Gone Baby Gone è tratto da un romanzo, La Casa Buia di Dennis Lehan. Come nel film, si legge di Pat Kenzie e Angie Gennaro in cerca della piccola Amanda, scomparsa da casa a soli 4 anni. Il tema facilmente assimilabile alle troppe storie di cronaca recenti non deve trarre in inganno: a Boston, nel quartiere dimenticato da Dio di Dorchester è la regolarità, la gente sparisce tutti i giorni. Ce lo spiega Pat nel monologo voice over iniziale, le parole si stagliano, o meglio si scagliano contro immagini crude della povertà quotidiana. Pat e la compagna Angie cercano le persone che cadono nelle crepe della società, lavorano dove vivono, tra quella gente ed è per questo che gli zii della bambina si rivolgono a loro. Due occhi familiari in più, più delle decine di poliziotti e media, che all'inizio riluttanti si fanno coinvolgere e risucchiare nel sottobosco di Boston, malfamato, nelle cospirazioni. A soli 30 anni, giovani, la vita davanti segnata e cambiata dalla bambina e le sue famiglie.

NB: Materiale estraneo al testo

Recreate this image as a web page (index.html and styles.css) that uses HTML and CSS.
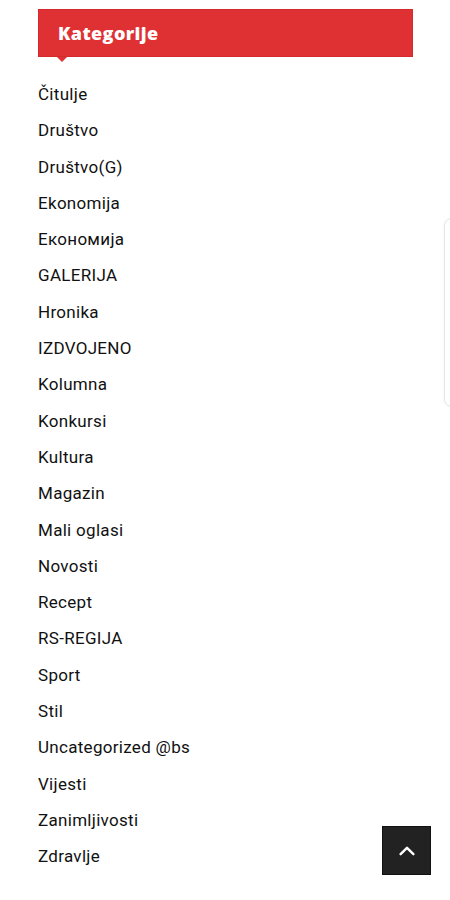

I fratelli Affleck sono una coppia che funziona, perché sono fatti così tutti e due, fatti a Boston come Lehan. Il libro e il film sono molto simili, i colori che si leggono nel romanzo prendono vita senza fatica nella presa cinematografica come se l’autore del romanzo li avesse dipinti lì per essere guardati. Affleck regista coglie in pieno tutte le sfumature e non si lascia mai scappare di mano il realismo, il muro duro della realtà che poi è il cuore del film al di là della cronaca.
«Bodies wrapped around souls and cities around them», dice Pat Kenzie. (Corpi avvolti attorno ad anime e città attorno a essi).
Meno cinico del romanzo il film, che deve per forza di cose lasciar fuori alcune parti e dare della aggiustatine qua e là anche se non risparmia nulla, anche in termini di sangue, e non c’è paura di sconcertare e nemmeno l’intento perché la storia parla da sé. Eccellente uso del voice over, spiega e crea tensione quando sovrapposto alle immagine statiche e stanche.
Il giudizio finale è più o meno per Casey Affleck qualcosa come: “Oscar!”. Per Ben un augurio di buon ritorno alla ribalta dal lato giusto della macchina da presa, dietro, sperando che tutto il bello di questo film non sia solo una questione di familiarità con l’oggetto e il soggetto. Insomma, un buon voto con la clausola: aspettiamo la prossima regia per confermare o abbattere.
Nel cast anche Morgan Freeman, Ed Harris e Michelle Managhan, bella giovane e brava promessa del cinema americano, già vista in Kiss Kiss Bang Bang e Mission Impossibile III.